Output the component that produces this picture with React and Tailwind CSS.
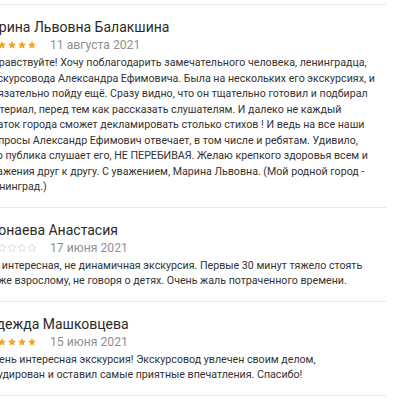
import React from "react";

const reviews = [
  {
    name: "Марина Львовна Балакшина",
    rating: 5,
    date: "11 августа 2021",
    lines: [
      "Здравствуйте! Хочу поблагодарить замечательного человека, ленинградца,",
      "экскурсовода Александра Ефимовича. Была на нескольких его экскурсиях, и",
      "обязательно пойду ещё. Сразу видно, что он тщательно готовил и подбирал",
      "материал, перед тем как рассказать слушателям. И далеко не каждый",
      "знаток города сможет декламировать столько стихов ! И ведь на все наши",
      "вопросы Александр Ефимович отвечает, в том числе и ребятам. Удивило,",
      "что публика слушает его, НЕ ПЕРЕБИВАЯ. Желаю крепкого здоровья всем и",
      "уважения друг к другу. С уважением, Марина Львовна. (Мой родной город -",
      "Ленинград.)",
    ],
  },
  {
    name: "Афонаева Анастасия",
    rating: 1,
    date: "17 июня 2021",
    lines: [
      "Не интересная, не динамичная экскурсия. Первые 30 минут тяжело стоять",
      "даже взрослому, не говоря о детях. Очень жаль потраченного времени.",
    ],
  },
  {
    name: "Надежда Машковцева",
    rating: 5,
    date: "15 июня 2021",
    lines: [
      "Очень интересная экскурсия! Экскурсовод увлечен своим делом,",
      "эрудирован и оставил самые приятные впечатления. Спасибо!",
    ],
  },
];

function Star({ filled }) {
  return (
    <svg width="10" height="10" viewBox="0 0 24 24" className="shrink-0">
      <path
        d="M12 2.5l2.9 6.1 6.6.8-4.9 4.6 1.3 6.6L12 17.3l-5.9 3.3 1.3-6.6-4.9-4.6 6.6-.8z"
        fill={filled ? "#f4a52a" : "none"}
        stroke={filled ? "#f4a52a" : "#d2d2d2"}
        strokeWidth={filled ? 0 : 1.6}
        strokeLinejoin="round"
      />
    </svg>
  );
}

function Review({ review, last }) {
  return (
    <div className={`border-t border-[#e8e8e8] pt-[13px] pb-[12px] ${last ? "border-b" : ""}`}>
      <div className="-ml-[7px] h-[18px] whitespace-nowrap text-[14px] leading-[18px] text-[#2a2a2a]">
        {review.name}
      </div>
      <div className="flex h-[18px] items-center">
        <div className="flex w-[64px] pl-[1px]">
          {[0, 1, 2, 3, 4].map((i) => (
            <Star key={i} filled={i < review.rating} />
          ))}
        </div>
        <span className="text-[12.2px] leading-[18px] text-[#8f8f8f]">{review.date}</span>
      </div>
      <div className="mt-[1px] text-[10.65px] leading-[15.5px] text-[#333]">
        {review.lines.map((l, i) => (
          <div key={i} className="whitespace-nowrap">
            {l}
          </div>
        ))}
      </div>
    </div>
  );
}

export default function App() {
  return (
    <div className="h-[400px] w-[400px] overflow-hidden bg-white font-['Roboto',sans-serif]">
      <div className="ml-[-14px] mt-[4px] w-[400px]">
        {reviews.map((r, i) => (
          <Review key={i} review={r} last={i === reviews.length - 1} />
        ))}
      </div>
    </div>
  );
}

----

Exercise >> Scan the data for the word "React" and copy every line where it shows up.

Correct response >>
Output the component that produces this picture with React and Tailwind CSS.
import React from "react";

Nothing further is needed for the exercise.